Set task: Pictures in the data below are not part of the copy; transcribe everything else exactly.

Data shown:
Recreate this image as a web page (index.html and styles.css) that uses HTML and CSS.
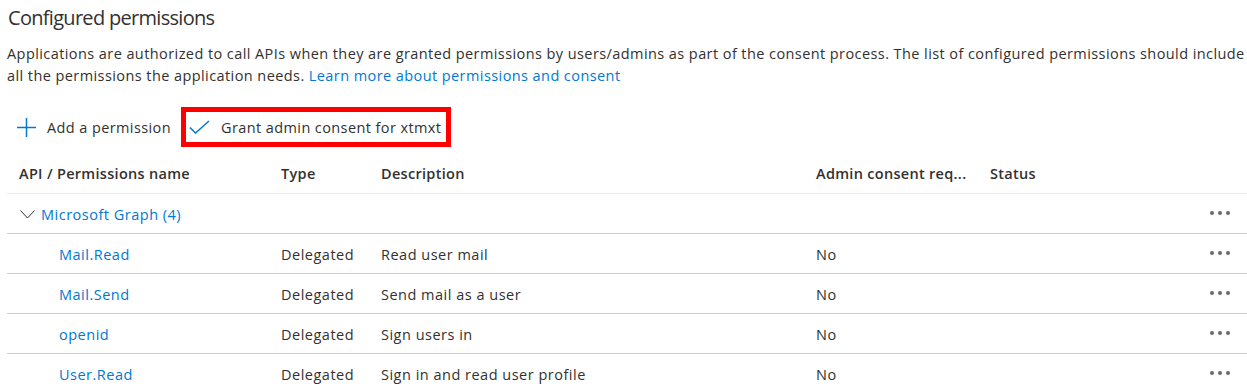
FILE: index.html
```html
<!DOCTYPE html>
<html lang="en">
<head>
    <meta charset="UTF-8">
    <meta name="viewport" content="width=device-width, initial-scale=1.0">
    <title>API permissions</title>
    <link rel="stylesheet" href="styles.css">
</head>
<body>
    <h2 class="title">Configured permissions</h2>
    <p class="intro">
        Applications are authorized to call APIs when they are granted permissions by users/admins as part of the consent process. The list of configured permissions should include
        all the permissions the application needs. <a href="#">Learn more about permissions and consent</a>
    </p>

    <div class="toolbar">
        <button class="cmd">
            <svg width="19" height="19" viewBox="0 0 19 19"><path d="M9.5 0v19M0 9.5h19" stroke="#0078d4" stroke-width="1.5" fill="none"/></svg>
            Add a permission
        </button>
        <button class="cmd grant">
            <svg width="21" height="14" viewBox="0 0 21 14"><path d="M1 7.5l5.5 5.5L20 1" stroke="#0078d4" stroke-width="1.5" fill="none"/></svg>
            Grant admin consent for xtmxt
        </button>
    </div>

    <div class="perms">
        <div class="row head">
            <div>API / Permissions name</div>
            <div>Type</div>
            <div>Description</div>
            <div>Admin consent req...</div>
            <div>Status</div>
            <div></div>
        </div>
        <div class="row group">
            <div class="group-name">
                <svg width="15" height="9" viewBox="0 0 15 9"><path d="M0.5 0.5l7 7.5 7-7.5" stroke="#323130" stroke-width="1" fill="none"/></svg>
                <a href="#">Microsoft Graph (4)</a>
            </div>
            <div></div><div></div><div></div><div></div>
            <div class="more"><span></span><span></span><span></span></div>
        </div>
        <div class="row">
            <div class="perm"><a href="#">Mail.Read</a></div>
            <div>Delegated</div>
            <div>Read user mail</div>
            <div>No</div>
            <div></div>
            <div class="more"><span></span><span></span><span></span></div>
        </div>
        <div class="row">
            <div class="perm"><a href="#">Mail.Send</a></div>
            <div>Delegated</div>
            <div>Send mail as a user</div>
            <div>No</div>
            <div></div>
            <div class="more"><span></span><span></span><span></span></div>
        </div>
        <div class="row">
            <div class="perm"><a href="#">openid</a></div>
            <div>Delegated</div>
            <div>Sign users in</div>
            <div>No</div>
            <div></div>
            <div class="more"><span></span><span></span><span></span></div>
        </div>
        <div class="row">
            <div class="perm"><a href="#">User.Read</a></div>
            <div>Delegated</div>
            <div>Sign in and read user profile</div>
            <div>No</div>
            <div></div>
            <div class="more"><span></span><span></span><span></span></div>
        </div>
    </div>
</body>
</html>
```

FILE: styles.css
```css
* {
    box-sizing: border-box;
}
body {
    margin: 0;
    padding: 0 0 0 7px;
    font-family: "Open Sans", sans-serif;
    font-size: 14.5px;
    letter-spacing: 0.5px;
    color: #323130;
    background: #fff;
    overflow: hidden;
}
a {
    color: #0078d4;
    text-decoration: none;
}
.title {
    margin: 0;
    padding: 4px 0 0 1px;
    height: 36px;
    font-size: 20px;
    font-weight: 400;
    line-height: 28px;
    letter-spacing: -0.7px;
}
.intro {
    margin: 7px 0 0;
    line-height: 22px;
    letter-spacing: 0.42px;
}
.toolbar {
    display: flex;
    margin-top: 20px;
    height: 40px;
}
.cmd {
    display: flex;
    align-items: center;
    gap: 11px;
    height: 40px;
    padding: 0 10px;
    border: none;
    background: none;
    font: inherit;
    letter-spacing: 0.4px;
    color: #323130;
    cursor: pointer;
}
.grant {
    padding: 0 10px 0 8px;
    outline: 5px solid #ff0000;
    outline-offset: -5px;
}
.perms {
    margin-top: 7px;
}
.row {
    display: grid;
    grid-template-columns: 262px 100px 435px 174px 1fr 50px;
    align-items: center;
    height: 40px;
    padding: 0 0 0 12px;
    border-bottom: 1px solid #cfcdcb;
}
.row > div {
    padding-top: 2px;
    white-space: nowrap;
}
.head {
    font-weight: 600;
    letter-spacing: 0.3px;
    border-bottom-color: #edebe9;
}
.head > div {
    padding-top: 0;
}
.group-name {
    display: flex;
    align-items: center;
    gap: 6px;
    margin-left: 1px;
}
.perm {
    padding-left: 40px;
}
.more {
    display: flex;
    gap: 4px;
    align-items: center;
    padding: 0 0 0 13px !important;
    margin-top: -2px;
}
.more span {
    width: 4px;
    height: 4px;
    border-radius: 50%;
    background: #6b6967;
}
```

Result for this task:
Recreate this image as a web page (index.html and styles.css) that uses HTML and CSS.
FILE: index.html
```html
<!DOCTYPE html>
<html lang="en">
<head>
    <meta charset="UTF-8">
    <meta name="viewport" content="width=device-width, initial-scale=1.0">
    <title>API permissions</title>
    <link rel="stylesheet" href="styles.css">
</head>
<body>
    <h2 class="title">Configured permissions</h2>
    <p class="intro">
        Applications are authorized to call APIs when they are granted permissions by users/admins as part of the consent process. The list of configured permissions should include
        all the permissions the application needs. <a href="#">Learn more about permissions and consent</a>
    </p>

    <div class="toolbar">
        <button class="cmd">
            <svg width="19" height="19" viewBox="0 0 19 19"><path d="M9.5 0v19M0 9.5h19" stroke="#0078d4" stroke-width="1.5" fill="none"/></svg>
            Add a permission
        </button>
        <button class="cmd grant">
            <svg width="21" height="14" viewBox="0 0 21 14"><path d="M1 7.5l5.5 5.5L20 1" stroke="#0078d4" stroke-width="1.5" fill="none"/></svg>
            Grant admin consent for xtmxt
        </button>
    </div>

    <div class="perms">
        <div class="row head">
            <div>API / Permissions name</div>
            <div>Type</div>
            <div>Description</div>
            <div>Admin consent req...</div>
            <div>Status</div>
            <div></div>
        </div>
        <div class="row group">
            <div class="group-name">
                <svg width="15" height="9" viewBox="0 0 15 9"><path d="M0.5 0.5l7 7.5 7-7.5" stroke="#323130" stroke-width="1" fill="none"/></svg>
                <a href="#">Microsoft Graph (4)</a>
            </div>
            <div></div><div></div><div></div><div></div>
            <div class="more"><span></span><span></span><span></span></div>
        </div>
        <div class="row">
            <div class="perm"><a href="#">Mail.Read</a></div>
            <div>Delegated</div>
            <div>Read user mail</div>
            <div>No</div>
            <div></div>
            <div class="more"><span></span><span></span><span></span></div>
        </div>
        <div class="row">
            <div class="perm"><a href="#">Mail.Send</a></div>
            <div>Delegated</div>
            <div>Send mail as a user</div>
            <div>No</div>
            <div></div>
            <div class="more"><span></span><span></span><span></span></div>
        </div>
        <div class="row">
            <div class="perm"><a href="#">openid</a></div>
            <div>Delegated</div>
            <div>Sign users in</div>
            <div>No</div>
            <div></div>
            <div class="more"><span></span><span></span><span></span></div>
        </div>
        <div class="row">
            <div class="perm"><a href="#">User.Read</a></div>
            <div>Delegated</div>
            <div>Sign in and read user profile</div>
            <div>No</div>
            <div></div>
            <div class="more"><span></span><span></span><span></span></div>
        </div>
    </div>
</body>
</html>
```

FILE: styles.css
```css
* {
    box-sizing: border-box;
}
body {
    margin: 0;
    padding: 0 0 0 7px;
    font-family: "Open Sans", sans-serif;
    font-size: 14.5px;
    letter-spacing: 0.5px;
    color: #323130;
    background: #fff;
    overflow: hidden;
}
a {
    color: #0078d4;
    text-decoration: none;
}
.title {
    margin: 0;
    padding: 4px 0 0 1px;
    height: 36px;
    font-size: 20px;
    font-weight: 400;
    line-height: 28px;
    letter-spacing: -0.7px;
}
.intro {
    margin: 7px 0 0;
    line-height: 22px;
    letter-spacing: 0.42px;
}
.toolbar {
    display: flex;
    margin-top: 20px;
    height: 40px;
}
.cmd {
    display: flex;
    align-items: center;
    gap: 11px;
    height: 40px;
    padding: 0 10px;
    border: none;
    background: none;
    font: inherit;
    letter-spacing: 0.4px;
    color: #323130;
    cursor: pointer;
}
.grant {
    padding: 0 10px 0 8px;
    outline: 5px solid #ff0000;
    outline-offset: -5px;
}
.perms {
    margin-top: 7px;
}
.row {
    display: grid;
    grid-template-columns: 262px 100px 435px 174px 1fr 50px;
    align-items: center;
    height: 40px;
    padding: 0 0 0 12px;
    border-bottom: 1px solid #cfcdcb;
}
.row > div {
    padding-top: 2px;
    white-space: nowrap;
}
.head {
    font-weight: 600;
    letter-spacing: 0.3px;
    border-bottom-color: #edebe9;
}
.head > div {
    padding-top: 0;
}
.group-name {
    display: flex;
    align-items: center;
    gap: 6px;
    margin-left: 1px;
}
.perm {
    padding-left: 40px;
}
.more {
    display: flex;
    gap: 4px;
    align-items: center;
    padding: 0 0 0 13px !important;
    margin-top: -2px;
}
.more span {
    width: 4px;
    height: 4px;
    border-radius: 50%;
    background: #6b6967;
}
```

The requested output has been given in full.